The Impact of UVC Light on Indoor Air Chemistry: A Modeling Study

Germicidal ultraviolet light (GUV) is gaining attention for air disinfection, particularly following the COVID-19 pandemic. GUV air cleaning devices use 222 or 254 nm light to remove airborne and surface pathogens from indoor environments, although their impact on indoor chemistry has received limited attention. This modeling study investigates the impact of GUV light on indoor air pollutant concentrations. In a simulated, occupied classroom using a 222 nm lamp with an average room irradiance of 1 μW cm^–2, the predicted ozone production rate was 0.33 mg h^–1 for an air change rate of 0.5 h^–1, leading to surface interactions with occupants and inanimate surfaces that formed secondary products including nonanal, decanal, and 4-oxopentanal. By contrast, ozone concentration increased by 0.19 mg h^–1 at 0.5 h^–1 in the presence of a 254 nm lamp with an average room irradiance of 15 μW cm^–2, primarily due to infiltration.

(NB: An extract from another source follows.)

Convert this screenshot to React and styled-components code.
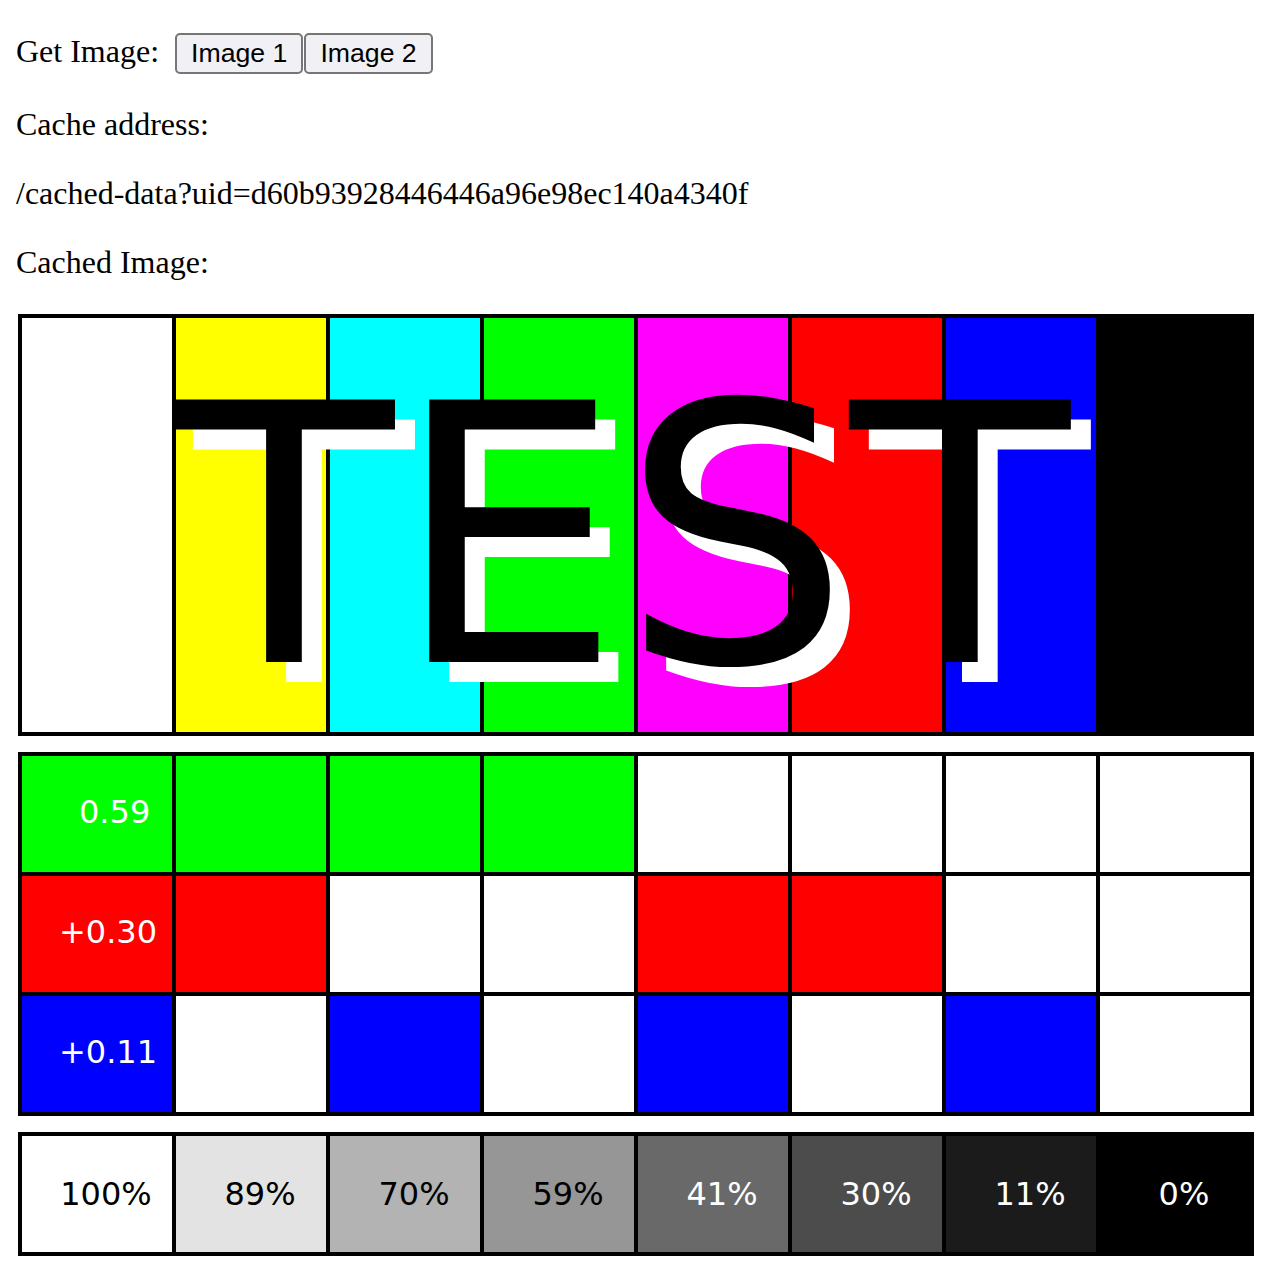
import React from "react";
import styled, { createGlobalStyle } from "styled-components";

const Global = createGlobalStyle`
  body {
    margin: 16px;
    background: #fff;
    color: #000;
    font-family: "Liberation Serif", "Times New Roman", serif;
    font-size: 32px;
  }
`;

const Line = styled.p`
  margin: ${({ $first }) => ($first ? "17px 0 32px" : "32px 0")};
`;

const Label = styled.span`
  margin-right: 16px;
`;

const Button = styled.button`
  font-family: "Liberation Sans", Arial, sans-serif;
  font-size: 26.67px;
  color: #000;
  background: #f0f0f5;
  border: 2px solid #767676;
  border-radius: 5px;
  padding: 3px 14px;
  margin: 0 1px 0 0;
`;

const Card = styled.svg`
  display: block;
  font-family: "DejaVu Sans", sans-serif;
`;

const TOP = ["#fff", "#ff0", "#0ff", "#0f0", "#f0f", "#f00", "#00f", "#000"];

const MIX = [
  { color: "#0f0", label: "0.59", x: 63, on: [1, 1, 1, 1, 0, 0, 0, 0] },
  { color: "#f00", label: "+0.30", x: 43, on: [1, 1, 0, 0, 1, 1, 0, 0] },
  { color: "#00f", label: "+0.11", x: 43, on: [1, 0, 1, 0, 1, 0, 1, 0] },
];

const GRAYS = [
  ["#fff", "100%", "#000"],
  ["#e3e3e3", "89%", "#000"],
  ["#b3b3b3", "70%", "#000"],
  ["#969696", "59%", "#000"],
  ["#696969", "41%", "#fff"],
  ["#4c4c4c", "30%", "#fff"],
  ["#1b1b1b", "11%", "#fff"],
  ["#000", "0%", "#fff"],
];

// cell left edge in card coords
const cx = (k) => 6 + 154 * k;

function TestCard() {
  return (
    <Card width="1240" height="944" viewBox="0 0 1240 944">
      {/* colour bars */}
      <rect x="2" y="1" width="1236" height="422" fill="#000" />
      {TOP.map((c, k) => (
        <rect key={k} x={cx(k)} y="5" width="150" height="414" fill={c} />
      ))}
      <text x="178" y="369" fontSize="360" fill="#fff">TEST</text>
      <text x="158" y="349" fontSize="360" fill="#000">TEST</text>

      {/* luminance mix */}
      <rect x="2" y="439" width="1236" height="364" fill="#000" />
      {MIX.map((row, r) =>
        row.on.map((on, k) => (
          <rect
            key={`${r}-${k}`}
            x={cx(k)}
            y={443 + 120 * r}
            width="150"
            height="116"
            fill={on ? row.color : "#fff"}
          />
        ))
      )}
      {MIX.map((row, r) => (
        <text key={row.label} x={row.x} y={510 + 120 * r} fontSize="32" fill="#fff">
          {row.label}
        </text>
      ))}

      {/* grey steps */}
      <rect x="2" y="819" width="1236" height="124" fill="#000" />
      {GRAYS.map(([bg, label, fg], k) => (
        <g key={label}>
          <rect x={cx(k)} y="823" width="150" height="116" fill={bg} />
          <text x={cx(k) + 84} y="892" fontSize="32" fill={fg} textAnchor="middle">
            {label}
          </text>
        </g>
      ))}
    </Card>
  );
}

export default function App() {
  return (
    <>
      <Global />
      <Line $first>
        <Label>Get Image:</Label>
        <Button>Image 1</Button>
        <Button>Image 2</Button>
      </Line>
      <Line>Cache address:</Line>
      <Line>/cached-data?uid=d60b93928446446a96e98ec140a4340f</Line>
      <Line>Cached Image:</Line>
      <TestCard />
    </>
  );
}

The long-term health benefits of GUV light disinfection need to be quantitatively compared to the health harms due to GUV-induced pollution to allow a more complete assessment of the benefits of this technology.

GUV air-cleaning devices have excellent efficacy in the removal of some airborne and surface pathogens; however, the consequent indoor chemistry is relatively underexplored. This study reports the production of ozone and secondary oxidation products indoors during the use of GUV devices.